What needs to be done: Each line that holds the word "styles" counts once; report the total and nothing else.
>> Begin Data supplied
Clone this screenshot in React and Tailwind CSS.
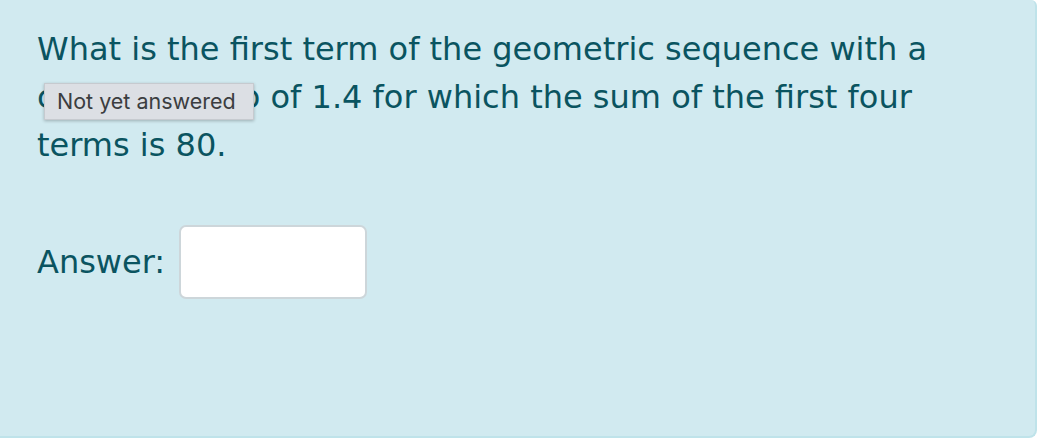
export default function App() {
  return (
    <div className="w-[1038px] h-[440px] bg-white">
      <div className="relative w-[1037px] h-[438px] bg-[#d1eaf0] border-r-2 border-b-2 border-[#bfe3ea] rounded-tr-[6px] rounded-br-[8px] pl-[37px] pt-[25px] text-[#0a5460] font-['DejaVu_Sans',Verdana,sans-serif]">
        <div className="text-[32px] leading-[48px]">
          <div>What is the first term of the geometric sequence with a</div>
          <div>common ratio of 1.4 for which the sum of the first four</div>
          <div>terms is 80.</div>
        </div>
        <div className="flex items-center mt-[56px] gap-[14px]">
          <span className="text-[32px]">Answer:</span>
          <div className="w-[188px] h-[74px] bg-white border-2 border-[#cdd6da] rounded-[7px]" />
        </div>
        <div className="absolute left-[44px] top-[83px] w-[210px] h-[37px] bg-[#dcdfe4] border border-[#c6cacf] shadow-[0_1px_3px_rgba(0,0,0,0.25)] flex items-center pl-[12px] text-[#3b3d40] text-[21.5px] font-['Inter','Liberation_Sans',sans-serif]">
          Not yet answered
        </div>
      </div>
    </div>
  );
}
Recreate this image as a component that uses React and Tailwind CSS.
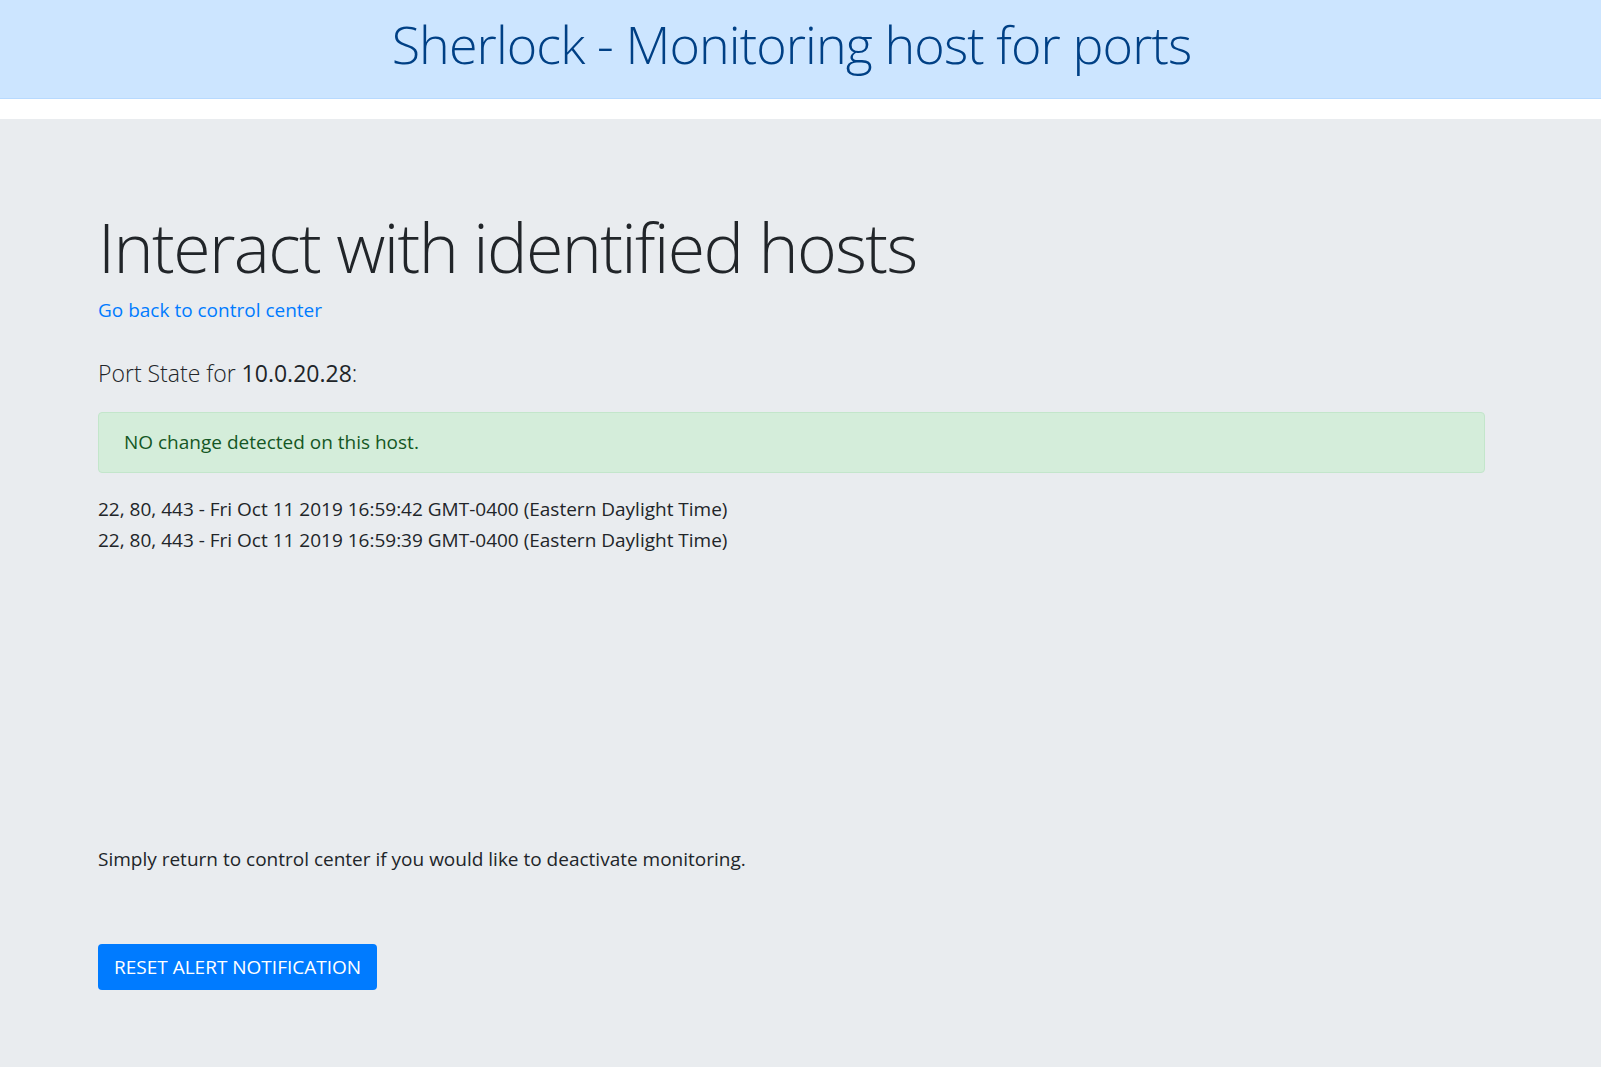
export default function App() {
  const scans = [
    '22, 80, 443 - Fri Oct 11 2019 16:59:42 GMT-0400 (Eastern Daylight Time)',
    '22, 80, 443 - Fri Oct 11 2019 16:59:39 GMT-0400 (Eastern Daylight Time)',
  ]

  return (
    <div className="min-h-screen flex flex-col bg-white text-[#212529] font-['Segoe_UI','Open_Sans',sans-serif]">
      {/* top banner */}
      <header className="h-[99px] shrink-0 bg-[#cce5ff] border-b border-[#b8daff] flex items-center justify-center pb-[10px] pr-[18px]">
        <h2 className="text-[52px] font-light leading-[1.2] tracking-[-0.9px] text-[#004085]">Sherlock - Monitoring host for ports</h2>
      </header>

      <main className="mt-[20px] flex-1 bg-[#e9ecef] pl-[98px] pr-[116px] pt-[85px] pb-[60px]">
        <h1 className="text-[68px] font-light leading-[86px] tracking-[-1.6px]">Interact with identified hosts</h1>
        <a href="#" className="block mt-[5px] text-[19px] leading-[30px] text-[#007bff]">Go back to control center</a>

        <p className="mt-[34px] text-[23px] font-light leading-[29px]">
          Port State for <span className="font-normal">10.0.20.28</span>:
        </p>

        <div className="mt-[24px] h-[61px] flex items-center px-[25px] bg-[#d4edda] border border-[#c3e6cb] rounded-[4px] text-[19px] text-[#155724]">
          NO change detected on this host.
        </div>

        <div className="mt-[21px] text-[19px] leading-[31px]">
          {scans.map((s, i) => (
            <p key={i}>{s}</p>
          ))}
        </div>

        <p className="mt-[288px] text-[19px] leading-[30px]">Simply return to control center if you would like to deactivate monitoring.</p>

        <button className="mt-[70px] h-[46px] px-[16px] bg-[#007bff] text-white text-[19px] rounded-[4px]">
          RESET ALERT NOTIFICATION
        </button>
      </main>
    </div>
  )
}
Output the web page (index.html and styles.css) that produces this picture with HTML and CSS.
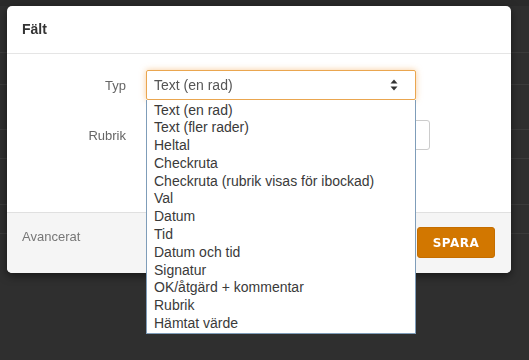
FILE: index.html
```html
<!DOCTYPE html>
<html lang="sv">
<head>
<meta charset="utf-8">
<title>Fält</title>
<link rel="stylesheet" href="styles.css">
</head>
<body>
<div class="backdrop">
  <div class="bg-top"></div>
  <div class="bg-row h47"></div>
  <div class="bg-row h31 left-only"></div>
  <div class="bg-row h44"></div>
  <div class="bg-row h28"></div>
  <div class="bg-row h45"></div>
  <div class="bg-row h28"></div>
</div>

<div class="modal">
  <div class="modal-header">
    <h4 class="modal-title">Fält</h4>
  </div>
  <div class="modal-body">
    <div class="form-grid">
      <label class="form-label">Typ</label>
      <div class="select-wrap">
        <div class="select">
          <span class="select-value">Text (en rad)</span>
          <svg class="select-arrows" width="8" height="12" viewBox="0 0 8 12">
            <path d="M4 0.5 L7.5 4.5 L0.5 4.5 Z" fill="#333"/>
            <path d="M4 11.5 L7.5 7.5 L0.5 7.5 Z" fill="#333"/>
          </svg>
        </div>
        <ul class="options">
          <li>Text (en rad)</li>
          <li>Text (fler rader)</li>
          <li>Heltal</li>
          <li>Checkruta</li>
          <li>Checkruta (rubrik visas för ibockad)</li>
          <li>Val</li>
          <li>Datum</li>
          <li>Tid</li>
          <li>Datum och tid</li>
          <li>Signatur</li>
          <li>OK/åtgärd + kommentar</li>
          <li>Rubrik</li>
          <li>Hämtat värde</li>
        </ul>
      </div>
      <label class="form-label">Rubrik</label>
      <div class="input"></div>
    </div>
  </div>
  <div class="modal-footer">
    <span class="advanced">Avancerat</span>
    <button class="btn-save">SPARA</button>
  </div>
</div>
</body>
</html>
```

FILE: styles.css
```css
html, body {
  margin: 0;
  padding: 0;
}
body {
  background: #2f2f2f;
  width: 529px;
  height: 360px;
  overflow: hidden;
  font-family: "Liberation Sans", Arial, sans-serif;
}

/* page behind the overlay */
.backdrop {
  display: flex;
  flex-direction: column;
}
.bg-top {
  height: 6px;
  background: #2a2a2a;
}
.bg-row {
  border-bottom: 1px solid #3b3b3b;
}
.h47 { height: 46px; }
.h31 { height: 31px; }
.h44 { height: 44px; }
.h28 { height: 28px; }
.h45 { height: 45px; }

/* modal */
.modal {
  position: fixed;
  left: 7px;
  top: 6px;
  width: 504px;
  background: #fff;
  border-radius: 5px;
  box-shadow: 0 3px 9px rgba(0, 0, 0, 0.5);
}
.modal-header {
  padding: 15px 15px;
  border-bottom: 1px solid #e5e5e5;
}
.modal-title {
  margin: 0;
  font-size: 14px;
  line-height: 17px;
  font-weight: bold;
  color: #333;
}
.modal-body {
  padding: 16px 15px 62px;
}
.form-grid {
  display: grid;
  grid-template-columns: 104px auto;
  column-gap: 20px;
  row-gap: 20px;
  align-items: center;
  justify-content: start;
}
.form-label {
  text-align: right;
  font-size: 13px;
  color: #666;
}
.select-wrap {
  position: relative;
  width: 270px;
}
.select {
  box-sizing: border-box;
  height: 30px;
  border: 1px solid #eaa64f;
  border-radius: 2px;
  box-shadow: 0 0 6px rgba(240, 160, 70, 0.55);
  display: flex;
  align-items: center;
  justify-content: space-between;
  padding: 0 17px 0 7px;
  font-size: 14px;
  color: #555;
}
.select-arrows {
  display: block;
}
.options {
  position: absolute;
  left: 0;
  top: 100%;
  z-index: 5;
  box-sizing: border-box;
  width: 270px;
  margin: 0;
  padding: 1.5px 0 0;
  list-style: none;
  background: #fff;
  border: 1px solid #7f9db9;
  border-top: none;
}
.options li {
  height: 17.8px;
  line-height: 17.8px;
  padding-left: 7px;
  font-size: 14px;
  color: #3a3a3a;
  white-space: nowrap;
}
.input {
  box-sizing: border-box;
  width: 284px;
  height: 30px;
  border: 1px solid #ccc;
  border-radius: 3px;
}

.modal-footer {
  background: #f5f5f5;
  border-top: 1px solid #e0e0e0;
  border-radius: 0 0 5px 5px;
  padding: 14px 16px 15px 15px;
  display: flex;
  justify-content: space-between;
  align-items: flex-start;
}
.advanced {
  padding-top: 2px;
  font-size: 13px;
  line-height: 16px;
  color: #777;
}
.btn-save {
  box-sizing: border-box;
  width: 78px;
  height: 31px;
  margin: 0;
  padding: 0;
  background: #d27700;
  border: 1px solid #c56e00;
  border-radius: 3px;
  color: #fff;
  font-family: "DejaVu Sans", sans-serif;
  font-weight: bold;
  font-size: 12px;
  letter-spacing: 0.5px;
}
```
>> End Data supplied
Answer to this task: 3